I think they must have toned down the Holies after the previous pair of episodes, which really went overboard. Just like with the bat-time and bat-channel, it took them a while to find the right rhythm. Two or three an episode (or say 5 per pair) seems about right.
I get a slight proto-Harley Quinn vibe from Mousey. That royalty line could easily have come from her (and Joker’s reaction would make Riddler’s seem tame by comparison). Mousey isn’t besotted with the boss the way Harley is, but knowing about Harley makes it possible to see glimpses of her in Mousey.
I wonder if the forgotten riddle played a part in the original script and got cut for time.
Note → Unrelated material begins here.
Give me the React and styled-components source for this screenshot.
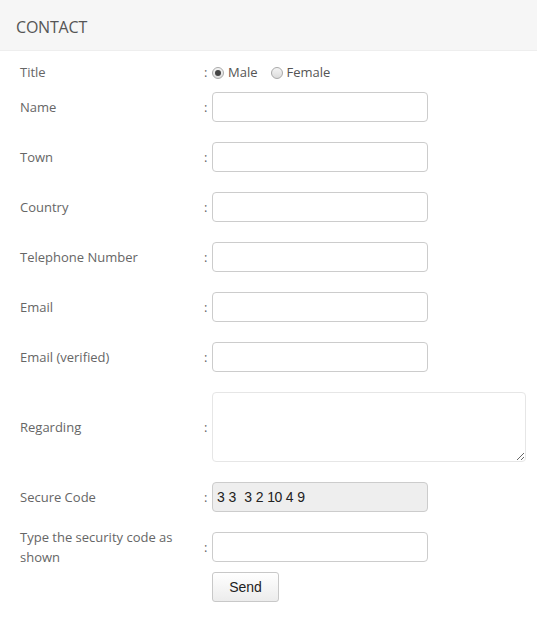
import React from 'react';
import styled, { createGlobalStyle } from 'styled-components';

const GlobalStyle = createGlobalStyle`
    html, body {
        margin: 0;
        padding: 0;
        background: #fff;
    }
    body {
        font-family: "Open Sans", "DejaVu Sans", sans-serif;
    }
`;

const Page = styled.div`
    width: 537px;
`;

const Header = styled.div`
    box-sizing: border-box;
    height: 51px;
    display: flex;
    align-items: center;
    padding: 3px 0 0 16px;
    background: #f6f6f6;
    border-bottom: 1px solid #eeeeee;
    color: #555;
    font-size: 16px;
    letter-spacing: -0.2px;
`;

const Form = styled.form`
    display: flex;
    flex-direction: column;
    padding: 11px 0 0 20px;
`;

const Row = styled.div`
    display: flex;
    align-items: center;
    min-height: ${p => p.$height || 30}px;
    margin-bottom: ${p => p.$gap ?? 20}px;
`;

const Label = styled.label`
    width: 166px;
    padding-right: 18px;
    font-size: 13px;
    line-height: 20px;
    color: #666;
`;

const Colon = styled.span`
    width: 8px;
    font-size: 13px;
    color: #666;
`;

const Input = styled.input`
    box-sizing: border-box;
    width: 216px;
    height: 30px;
    margin: 0;
    border: 1px solid #cccccc;
    border-radius: 4px;
    background: #fff;
    padding: 4px 6px;
    font-size: 14px;
    outline: none;
`;

const TextArea = styled.textarea`
    box-sizing: border-box;
    width: 314px;
    height: 70px;
    margin: 0;
    border: 1px solid #e6e6e6;
    border-radius: 4px;
    padding: 4px 6px;
    resize: both;
    outline: none;
`;

const CodeBox = styled.div`
    box-sizing: border-box;
    width: 216px;
    height: 30px;
    display: flex;
    align-items: center;
    padding-left: 4px;
    border: 1px solid #cccccc;
    border-radius: 4px;
    background: #eeeeee;
    color: #222;
    font-family: "Liberation Sans", Arial, sans-serif;
    font-size: 14px;
    letter-spacing: -0.6px;
    word-spacing: 1px;
    white-space: pre;
`;

const Radios = styled.div`
    display: flex;
    align-items: center;
    font-size: 13px;
    color: #555;
`;

const RadioLabel = styled.label`
    display: flex;
    align-items: center;
    margin-right: 13px;
`;

const Radio = styled.input`
    appearance: none;
    box-sizing: border-box;
    width: 12px;
    height: 12px;
    margin: 2px 4px 0 0;
    border: 1px solid #a9a9a9;
    border-radius: 50%;
    background: linear-gradient(#f4f4f4, #dcdcdc);
    position: relative;

    &:checked::after {
        content: '';
        position: absolute;
        left: 2px;
        top: 2px;
        width: 6px;
        height: 6px;
        border-radius: 50%;
        background: #444;
    }
`;

const Spacer = styled.div`
    width: 192px;
`;

const Button = styled.button`
    box-sizing: border-box;
    width: 67px;
    height: 30px;
    border: 1px solid #c8c8c8;
    border-radius: 3px;
    background: linear-gradient(#ffffff, #ececec);
    color: #222;
    font-family: "Liberation Sans", Arial, sans-serif;
    font-size: 14px;
    cursor: pointer;
`;

const fields = [
    'Name',
    'Town',
    'Country',
    'Telephone Number',
    'Email',
    'Email (verified)',
];

const App = () => {
    return (
        <Page>
            <GlobalStyle />
            <Header>CONTACT</Header>
            <Form onSubmit={e => e.preventDefault()}>
                <Row $height={20} $gap={10}>
                    <Label>Title</Label>
                    <Colon>:</Colon>
                    <Radios>
                        <RadioLabel>
                            <Radio type="radio" name="title" defaultChecked />
                            Male
                        </RadioLabel>
                        <RadioLabel>
                            <Radio type="radio" name="title" />
                            Female
                        </RadioLabel>
                    </Radios>
                </Row>
                {fields.map(f => (
                    <Row key={f}>
                        <Label>{f}</Label>
                        <Colon>:</Colon>
                        <Input type="text" />
                    </Row>
                ))}
                <Row $height={70}>
                    <Label>Regarding</Label>
                    <Colon>:</Colon>
                    <TextArea />
                </Row>
                <Row $gap={15}>
                    <Label>Secure Code</Label>
                    <Colon>:</Colon>
                    <CodeBox>3 3  3 2 10 4 9</CodeBox>
                </Row>
                <Row $height={40} $gap={5}>
                    <Label>Type the security code as shown</Label>
                    <Colon>:</Colon>
                    <Input type="text" />
                </Row>
                <Row>
                    <Spacer />
                    <Button type="submit">Send</Button>
                </Row>
            </Form>
        </Page>
    );
};

export default App;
It seems very sloppy, but I can’t see where the letter E would have been any sort of clue to what the Riddler was doing.
@4/DemetriosX: Hmm. Looking at possible meanings for the letter “E” under this show’s convoluted logic… Maybe “E” stood for “empty,” and that was supposed to be a clue that the Riddler planned to “empty” the Royal Mushroom Lounge of King Boris — to kidnap him.
Speaking of empty, it seems that if the size of the place was the size of the hole in the riddle, than the clue had nothing to do with the answer to the riddle, but was just there openly. They needn’t have bothered even solving it.
@6/crzydroid: But that’s the whole point, as stated in dialogue. They expected the clue to be in the answer to the riddle, because that’s the usual pattern, and only when that proved futile did it occur to them that maybe the real meaning was in the question instead. It was hidden in plain sight.
Ah ha. Didn’t catch that from the writeup.
Not to diss Tor.com’s staff, but how do we get through about half of the rewatch without a screenshot that includes the Riddler?
As for the story itself, can’t there be an emergency meeting of the City Council?
The plaque on that painting reminds me of movie posters that bill the cast in one order, but picture them in a different one.
The epilogue also has a large boom mike at the top center of the screen from the time Aunt Harriet leaves until Dick sits down to do his algebra.